Kaden, W., Pomp, S., Sterrer, M., & Freund, H.-J. (2017). Insights into Silica Bilayer Hydroxylation and Dissolution. Topics in Catalysis, 60(6-7), 471-480. doi:10.1007/s11244-016-0715-7.


Cite as: https://hdl.handle.net/11858/00-001M-0000-002D-889A-8
Abstract
Hydroxylation and dissolution of well-structured silica bilayer films grown on a ruthenium single-crystal support (SiO2/Ru(0001)) was studied by temperature programmed desorption and X-ray photoelectron spectroscopy (XPS). Water desorption signals from SiO2/Ru(0001) hydroxylated by electron-bombardment of adsorbed ice at 100 K were found to be comparable to those of hydroxylated bulk silica samples and attributed to adsorbed molecular water and silanol groups (vicinal and terminal). Isotopic exchange between 18O-labeled SiO2 and 16O-labeled water suggests the occurrence of dynamic siloxane bond cleavage and re-formation during electron bombardment. Together with the observed strong dependence of hydroxylation activity on ice coverage, which is found to increase with increasing thickness of the ice layer, a hydroxylation mechanism based on the activation of siloxane bonds by water radiolysis products (e.g. hydroxyls) and subsequent water dissociation is proposed.
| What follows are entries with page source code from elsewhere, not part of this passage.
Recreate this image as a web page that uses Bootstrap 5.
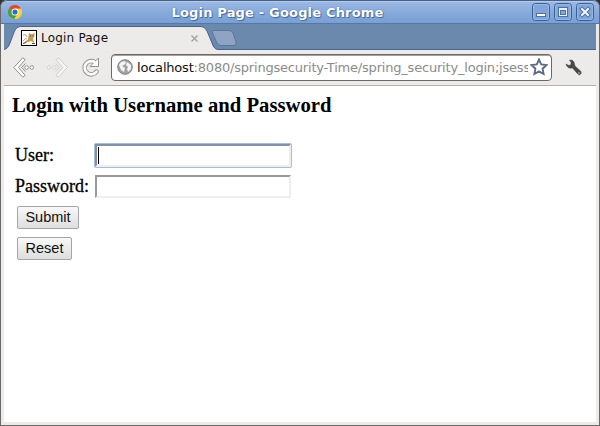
<!DOCTYPE html>
<html lang="en">
<head>
<meta charset="utf-8">
<title>Login Page</title>
<link href="https://cdn.jsdelivr.net/npm/bootstrap@5.3.0/dist/css/bootstrap.min.css" rel="stylesheet">
<script src="https://cdn.jsdelivr.net/npm/bootstrap@5.3.0/dist/js/bootstrap.bundle.min.js" defer></script>
<style>
body{background:#333;width:600px;height:426px}
.window{width:600px;height:426px;background:#edebe9;border:1px solid #6b6967;border-top:0;border-radius:7px 7px 0 0}
.titlebar{height:24px;margin:0 -1px;padding:0 5px 0 6px;background:linear-gradient(#9db9e4,#86a9da 55%,#7a9fd3);border:1px solid #3f5f8f;border-top-color:#47618b;border-bottom-color:#5578ab;border-radius:7px 7px 0 0;box-shadow:inset 0 1px #b4caea}
.caption{font:bold 13px "DejaVu Sans",sans-serif;color:#fff;text-shadow:0 0 1px #30588f,1px 1px 1px #4169a0;letter-spacing:.18px}
.wbtns{gap:4px}
.wbtn{display:block;width:18px;height:18px}
.frame{margin:0 3px}
.tabs{height:26px;background:#6b89ad}
.tabs svg.shape{left:0;top:0}
.tabrow{height:28px;padding-left:17px}
.tabtext{font:12px/16px "DejaVu Sans",sans-serif;color:#111;letter-spacing:.2px;margin-left:4px;width:149px}
.toolbar{height:36px;padding:0 14px 1px 9px;border-bottom:1px solid #b3b1af;background:#edebea}
.navicons{margin:2px 2px 0 0}
.omni{width:441px;height:27px;border:1px solid #6c6866;border-radius:4px;background:#fff;padding:0 3px 0 5px;box-shadow:inset 0 1px #a5a19f}
.url{font:13px/20px "DejaVu Sans",sans-serif;color:#8b8b8b;width:391px;margin:1px 2px 0 4px;white-space:nowrap;letter-spacing:-.2px}
.url b{font-weight:400;color:#111}
.page{height:336px;background:#fff;color:#000;padding:7px 8px;font-family:"Liberation Serif",serif}
.page h1{font-size:20.7px;line-height:24px;font-weight:700;margin:0 0 23px}
.field{height:31px;padding-left:3px}
.field label{width:80px;font-size:18px;line-height:20px;-webkit-text-stroke:.3px #000;padding-bottom:1px}
.field input{width:196px;height:23px;border:2px solid;border-color:#999 #eee #eee #999;padding:0 1px;outline:0;background:#fff;font:15px "Liberation Sans",sans-serif}
.field input.active{box-shadow:0 0 0 1px #a9bdd9;border-color:#8291a6 #eee #eee #8291a6;border-radius:1px}
.caret{left:86px;top:7px;width:1px;height:17px;background:#000}
.push{height:23px;border:1px solid #a5a5a5;border-radius:2px;background:linear-gradient(#f8f8f8,#dedede);font:14.5px/19px "Liberation Sans",sans-serif;color:#111;padding:0;margin:0 0 8px 5px;display:block}
.submit{width:62px;margin-top:4px}.reset{width:55px}
</style>
</head>
<body class="m-0 overflow-hidden">
<div class="window overflow-hidden">
  <header class="titlebar d-flex align-items-center">
    <svg width="16" height="16" viewBox="0 0 16 16"><circle cx="8" cy="8" r="7" fill="#efce34"/><path d="M8 8L2 4.200A7 7 0 0 1 14.200 4.800H8z" fill="#d94a3b"/><path d="M8 8L2 4.200A7 7 0 0 0 7.400 15L10.500 10z" fill="#44a050"/><path d="M8 4.800h6.200A7 7 0 0 1 7.400 15l3.400-5.600z" fill="#f3d23c"/><circle cx="8" cy="8" r="3.500" fill="#fff"/><circle cx="8" cy="8" r="2.600" fill="#2d70bd"/></svg>
    <div class="caption flex-grow-1 text-center">Login Page - Google Chrome</div>
    <div class="wbtns d-flex">
      <svg class="wbtn" viewBox="0 0 18 18"><rect x=".5" y=".5" width="17" height="17" rx="3" fill="#83a6d8" stroke="#385f96"/><rect x="1.500" y="1.500" width="15" height="15" rx="2" fill="none" stroke="#9ab7e1"/><rect x="4.500" y="10.500" width="9" height="3" fill="#fff" stroke="#4a70a8"/></svg>
      <svg class="wbtn" viewBox="0 0 18 18"><rect x=".5" y=".5" width="17" height="17" rx="3" fill="#83a6d8" stroke="#385f96"/><rect x="1.500" y="1.500" width="15" height="15" rx="2" fill="none" stroke="#9ab7e1"/><rect x="4.500" y="4.500" width="9" height="9" fill="#e9f0fa" stroke="#4a70a8"/><rect x="6.500" y="7.500" width="5" height="4" fill="#83a6d8" stroke="#4a70a8"/></svg>
      <svg class="wbtn" viewBox="0 0 18 18"><rect x=".5" y=".5" width="17" height="17" rx="3" fill="#83a6d8" stroke="#385f96"/><rect x="1.500" y="1.500" width="15" height="15" rx="2" fill="none" stroke="#9ab7e1"/><path d="M6 6l6 6M12 6l-6 6" stroke="#4a70a8" stroke-width="4" stroke-linecap="square"/><path d="M6 6l6 6M12 6l-6 6" stroke="#f4f8fd" stroke-width="2" stroke-linecap="square"/></svg>
    </div>
  </header>
  <div class="frame">
    <nav class="tabs position-relative">
      <svg class="shape position-absolute" width="592" height="26" viewBox="0 0 592 26"><path d="M0 25.500C3 25 4.500 23 6 19L10.500 7Q12.500 2.500 16 2.500H197Q201 2.500 203 7L208 19Q210 25.500 214 25.500H592V26H0z" fill="#edebea"/><path d="M0 25.500C3 25 4.500 23 6 19L10.500 7Q12.500 2.500 16 2.500H197Q201 2.500 203 7L208 19Q210 25.500 214 25.500H592" fill="none" stroke="#48648b"/><path d="M210 6.500H225Q228 6.500 229 9L232 18Q233 21.500 230 21.500H217Q214 21.500 212.500 18L208.500 9Q207.500 6.500 210 6.500z" fill="#8fa4c4" stroke="#56779f"/></svg>
      <div class="tabrow position-relative d-flex align-items-center">
        <svg width="16" height="16" viewBox="0 0 16 16"><rect x=".5" y=".5" width="15" height="15" fill="#fff" stroke="#000"/><path d="M2 5q3-2 4 2M2 11q3-4 4-2" fill="none" stroke="#aaa"/><path d="M7.500 6L8 2.500 9.500 4H12l1.500-1.500v4L12 8l1 5-3-2-3 1-4 1.500 1-2 3-2z" fill="#c99b4e"/><path d="M2 13.500l3-1m6 1h3M9 6h.8m1.700 0h.8" stroke="#555"/></svg>
        <span class="tabtext">Login Page</span>
        <svg width="9" height="9" viewBox="0 0 9 9"><path d="M1.500 1.500l6 6M7.500 1.500l-6 6" stroke="#a3a19f" stroke-width="1.400"/></svg>
      </div>
    </nav>
    <div class="toolbar d-flex align-items-center">
      <svg class="navicons" width="96" height="24" viewBox="0 0 96 24">
        <g fill="#fff" stroke="#92908e" stroke-linejoin="round"><path d="M9.800 1.800l2.400 1.800-6.700 7.900 6.700 7.900-2.400 1.800L.8 11.500z"/><path d="M12.500 7.500l-3.800 4 3.800 4" fill="none"/><circle cx="13.600" cy="11.500" r="1.800"/><circle cx="18.800" cy="11.500" r="1.800"/></g>
        <g fill="#f6f5f4" stroke="#d2d0ce" stroke-linejoin="round"><path d="M45.400 1.800L43 3.600l6.700 7.900-6.700 7.900 2.400 1.800 9-9.700z"/><path d="M42.700 7.500l3.800 4-3.800 4" fill="none"/><circle cx="36" cy="11.500" r="1.700"/><circle cx="41.200" cy="11.500" r="1.700"/></g>
        <path d="M81.500 6A6.600 6.600 0 1 0 83.500 15.700" fill="none" stroke="#92908e" stroke-width="4.600" stroke-linecap="round"/><path d="M85.500 2v8.500h-8.500z" fill="#fff" stroke="#92908e" stroke-linejoin="round"/><path d="M81.500 6A6.600 6.600 0 1 0 83.500 15.700" fill="none" stroke="#fbfbfa" stroke-width="2.700" stroke-linecap="round"/>
      </svg>
      <div class="omni d-flex align-items-center">
        <svg class="flex-shrink-0" width="16" height="16" viewBox="0 0 16 16"><circle cx="8" cy="8" r="7.300" fill="#a2a2a2" stroke="#828282"/><path d="M2 6l2-3 4-1 1 2-2 2-2 1 3 2-1 4-3-2zM10 3l4 3v4l-3 3-1-3 1-2-2-2z" fill="#f4f4f4"/></svg>
        <div class="url overflow-hidden flex-shrink-0"><b>localhost</b>:8080/springsecurity-Time/spring_security_login;jsess</div>
        <svg class="flex-shrink-0" width="18" height="18" viewBox="0 0 18 18"><path d="M9 1.500l2.200 4.900 5.300.6-3.900 3.700 1 5.300L9 13.400 4.400 16l1-5.300L1.500 7l5.300-.6z" fill="#fff" stroke="#5d6b8b" stroke-width="1.900"/></svg>
      </div>
      <svg class="ms-auto" width="17" height="17" viewBox="0 0 17 17"><path d="M4.500 1Q9 .5 9.500 5L10 7l6 5.500q1 2-1 3.200-1.500.5-2.500-1L7.500 9Q2 10 1 5l3 1.500L6 5.500 6 3.500z" fill="#484848" stroke="#484848" stroke-width=".5"/><circle cx="14" cy="14" r=".8" fill="#ccc"/></svg>
    </div>
    <main class="page">
      <h1>Login with Username and Password</h1>
      <form>
        <div class="field position-relative d-flex align-items-center"><label for="user">User:</label><input class="active" id="user" type="text"><span class="caret position-absolute"></span></div>
        <div class="field d-flex align-items-center"><label for="pass">Password:</label><input id="pass" type="password"></div>
        <button class="push submit" type="button">Submit</button>
        <button class="push reset" type="button">Reset</button>
      </form>
    </main>
  </div>
</div>
</body>
</html>
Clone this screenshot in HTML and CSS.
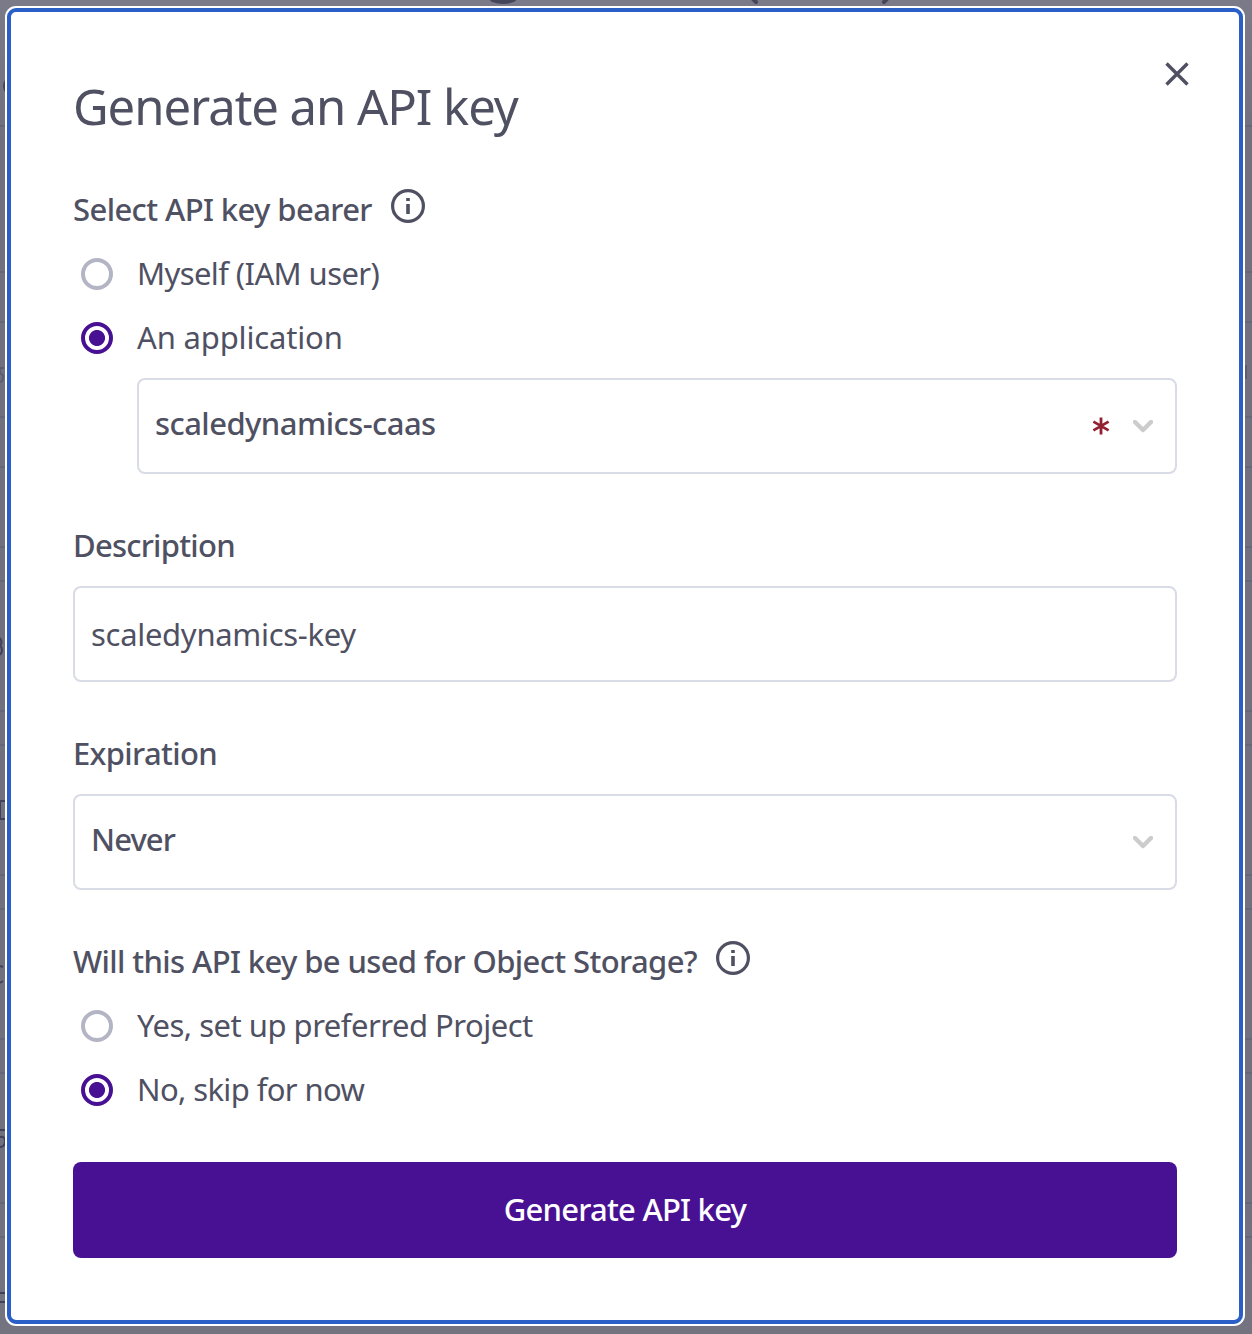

Dissolution rates obtained from the attenuation of Si 2p and O1s XPS signal intensities upon exposure of bilayer SiO2/ Ru(0001) to alkaline conditions at various temperatures are in agreement with the proposed rate model for bulk silica dissolution by OH- attack and provide further corroboration of the proposed hydroxylation mechanism.